The answer is TF2, the ROS2 transformation library. TF2 maintains a tree of coordinate frames and allows you to ask for the transform between any two frames at any given time. It handles the complex mathematics of relating different points of view, which is fundamental for tasks like:

Projecting LiDAR data into a global map.
Guiding a robot arm to an object seen by a camera.
Fusing data from multiple sensors located at different positions on the robot.

Without a solid grasp of TF2, it is nearly impossible to build a robot that can perceive and interact with its environment in a meaningful way.

Fine-Tuning Communication with Quality of Service (QoS)

Quality of Service (QoS) is a powerful feature in ROS2 that gives you fine-grained control over the communication between nodes. It addresses the reality that not all data is created equal. For critical command-and-control messages, you need guaranteed delivery. For high-frequency sensor data over a spotty Wi-Fi connection, dropping a few messages might be acceptable.

QoS policies allow you to configure settings like:

Reliability: `RELIABLE` (guaranteed delivery) vs. `BEST_EFFORT` (faster, but may drop messages).
Durability: `VOLATILE` (new subscribers only get future messages) vs. `TRANSIENT_LOCAL` (new subscribers get the last published message).
* History: `KEEP_LAST` (a small buffer) vs. `KEEP_ALL` (buffer all messages, use with caution).

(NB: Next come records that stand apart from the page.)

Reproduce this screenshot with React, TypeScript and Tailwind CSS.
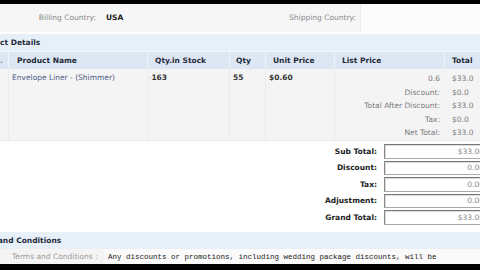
import React from "react";

const cols = "grid grid-cols-[11px_139px_82px_36px_69px_110px_60px]";

const summary = [
  { label: "", value: "$33.0", first: "0.6" },
  { label: "Discount:", value: "$0.0" },
  { label: "Total After Discount:", value: "$33.0" },
  { label: "Tax:", value: "$0.0" },
  { label: "Net Total:", value: "$33.0" },
];

const totals = [
  { label: "Sub Total:", value: "$33.00" },
  { label: "Discount:", value: "0.00" },
  { label: "Tax:", value: "0.00" },
  { label: "Adjustment:", value: "0.00" },
  { label: "Grand Total:", value: "$33.00" },
];

export default function App() {
  return (
    <div className="w-[480px] h-[270px] overflow-hidden bg-white text-[7.5px] leading-none whitespace-nowrap font-['DejaVu_Sans',Verdana,sans-serif]">
      <div className="w-[510px] -ml-[2px]">
        <div className="h-[4px] bg-black" />

        {/* address row */}
        <div className="flex h-[28px] items-center bg-[#f6f6f6]">
          <div className="w-[108px] pr-[10px] text-right text-[#8a8a8a]">Billing Country:</div>
          <div className="w-[182px] font-bold text-[#222]">USA</div>
          <div className="w-[72px] text-right pr-[4px] text-[#8a8a8a]">Shipping Country:</div>
          <div className="flex-1 h-full bg-[#fbfbfb] border-l border-[#ececec]" />
        </div>

        <div className="h-[2px] bg-white" />
        <div className="flex h-[17px] items-center bg-[#e7eff9] font-bold text-[#1f2a3a] -ml-[25px] pl-[2px]">
          Product Details
        </div>

        {/* column header */}
        <div className={`${cols} h-[18px] bg-[#dde7f3] font-bold text-[#1f2a3a] border-t border-[#f0f5fb]`}>
          <div className="flex items-center pl-[2px] border-r border-[#eef3fa] text-[#889]">.</div>
          <div className="flex items-center pl-[8px] border-r border-[#eef3fa]">Product Name</div>
          <div className="flex items-center pl-[7px] border-r border-[#eef3fa]">Qty.in Stock</div>
          <div className="flex items-center pl-[6px] border-r border-[#eef3fa]">Qty</div>
          <div className="flex items-center pl-[7px] border-r border-[#eef3fa]">Unit Price</div>
          <div className="flex items-center pl-[7px] border-r border-[#eef3fa]">List Price</div>
          <div className="flex items-center pl-[7px]">Total</div>
        </div>

        {/* product row */}
        <div className={`${cols} h-[72px] bg-[#f4f4f4] border-b border-[#e8e8e8]`}>
          <div className="border-r border-[#ebebeb]" />
          <div className="pt-[5px] pl-[3px] text-[#4b5b86] border-r border-[#ebebeb]">Envelope Liner - (Shimmer)</div>
          <div className="pt-[5px] pl-[1px] font-bold text-[#333] border-r border-[#ebebeb]">
            <span className="text-[#aaa] font-normal">·</span>163
          </div>
          <div className="pt-[5px] pl-[3px] font-bold text-[#333] border-r border-[#ebebeb]">55</div>
          <div className="pt-[5px] pl-[3px] font-bold text-[#333] border-r border-[#ebebeb]">$0.60</div>
          <div className="col-span-2 pt-[6px] flex flex-col gap-[5.5px] text-[#7a7a7a]">
            {summary.map((s, i) => (
              <div key={i} className="flex h-[8px]">
                <div className="w-[109px] text-right pr-[4px]">{s.first ?? s.label}</div>
                <div className="pl-[8px]">{s.value}</div>
              </div>
            ))}
          </div>
        </div>

        {/* totals */}
        <div className="flex flex-col gap-[2px] pt-[3px] h-[91px] bg-white">
          {totals.map((t) => (
            <div key={t.label} className="flex items-center h-[14.5px]">
              <div className="w-[386px] pr-[7px] text-right font-bold text-[#222]">{t.label}</div>
              <div className="w-[118px] h-full flex items-center justify-end pr-[17px] text-[#888] bg-white border border-[#aaa] border-t-[#777] border-l-[#888] shadow-[inset_1px_1px_0_#ddd]">
                {t.value}
              </div>
            </div>
          ))}
        </div>

        {/* terms */}
        <div className="flex h-[17px] items-center bg-[#e7eff9] font-bold text-[#1f2a3a] -ml-[28px]">
          Terms and Conditions
        </div>
        <div className="flex h-[15px] items-center bg-[#f4f4f4]">
          <div className="w-[106px] pl-[14px] text-[#9a9a9a] self-stretch flex items-center">Terms and Conditions :</div>
          <div className="flex-1 h-full bg-[#fafafa] pl-[4px] pt-[5px] text-[7.5px] text-[#222] font-['Liberation_Mono',monospace]">
            Any discounts or promotions, including wedding package discounts, will be
          </div>
        </div>
        <div className="h-[10px] bg-black" />
      </div>
    </div>
  );
}
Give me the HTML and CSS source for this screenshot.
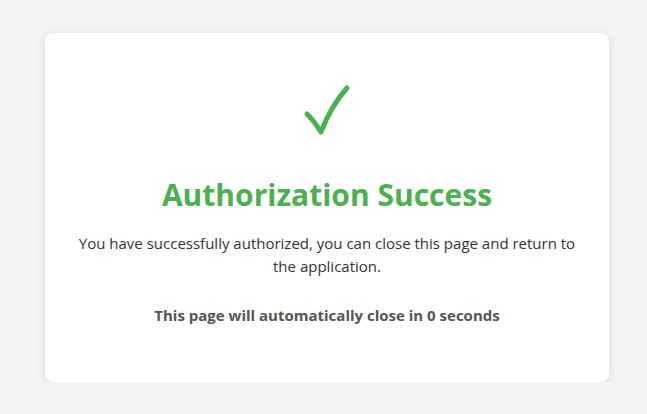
FILE: index.html
```html
<!DOCTYPE html>
<html lang="en">
<head>
  <meta charset="UTF-8" />
  <meta name="viewport" content="width=device-width, initial-scale=1" />
  <title>Authorization Success</title>
  <link rel="stylesheet" href="styles.css">
</head>
<body>
  <div class="page">
    <div class="card">
      <svg class="check" width="52" height="52" viewBox="0 0 52 52" aria-hidden="true">
        <path d="M6 30 Q13 37 20 48 Q30 22 46 4" />
      </svg>
      <h1>Authorization Success</h1>
      <p class="message">You have successfully authorized, you can close this page and return to the application.</p>
      <p class="countdown">This page will automatically close in <span id="seconds">0</span> seconds</p>
    </div>
  </div>
</body>
</html>
```

FILE: styles.css
```css
body {
  margin: 0;
  font-family: 'Open Sans', 'Noto Sans', sans-serif;
  background-color: #f4f4f4;
  color: #333;
}
.page {
  padding: 33px 0 0 45px;
}
.card {
  width: 564px;
  height: 349px;
  box-sizing: border-box;
  background: white;
  border-radius: 8px;
  box-shadow: 0 2px 10px rgba(0, 0, 0, 0.13);
  padding: 51px 30px 0;
  text-align: center;
}
.check {
  display: block;
  margin: 0 auto;
}
.check path {
  fill: none;
  stroke: #4caf50;
  stroke-width: 5;
  stroke-linecap: round;
  stroke-linejoin: round;
}
h1 {
  color: #4caf50;
  font-size: 30px;
  line-height: 36px;
  margin: 41px 0 0;
}
.message {
  font-size: 15px;
  line-height: 23px;
  margin: 19px 0 0;
}
.countdown {
  font-size: 15px;
  line-height: 23px;
  font-weight: bold;
  color: #555;
  margin: 26px 0 0;
}
```
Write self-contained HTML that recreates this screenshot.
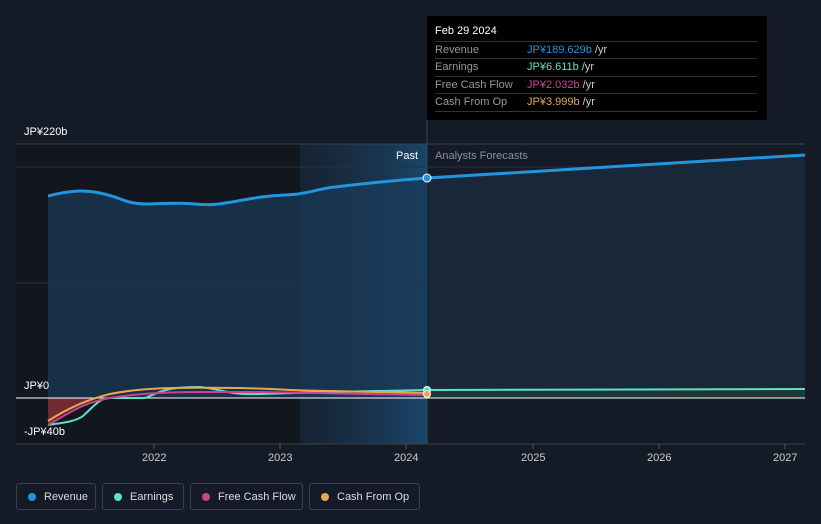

Understanding and applying the correct QoS profiles is a hallmark of an Intermediate ROS2 developer, ensuring your system is both robust and efficient. By moving beyond the default settings, you can tailor your communication layer to the specific needs of your application, from mission-critical control to high-volume data streams. Your journey into building professional-grade robotics systems starts here.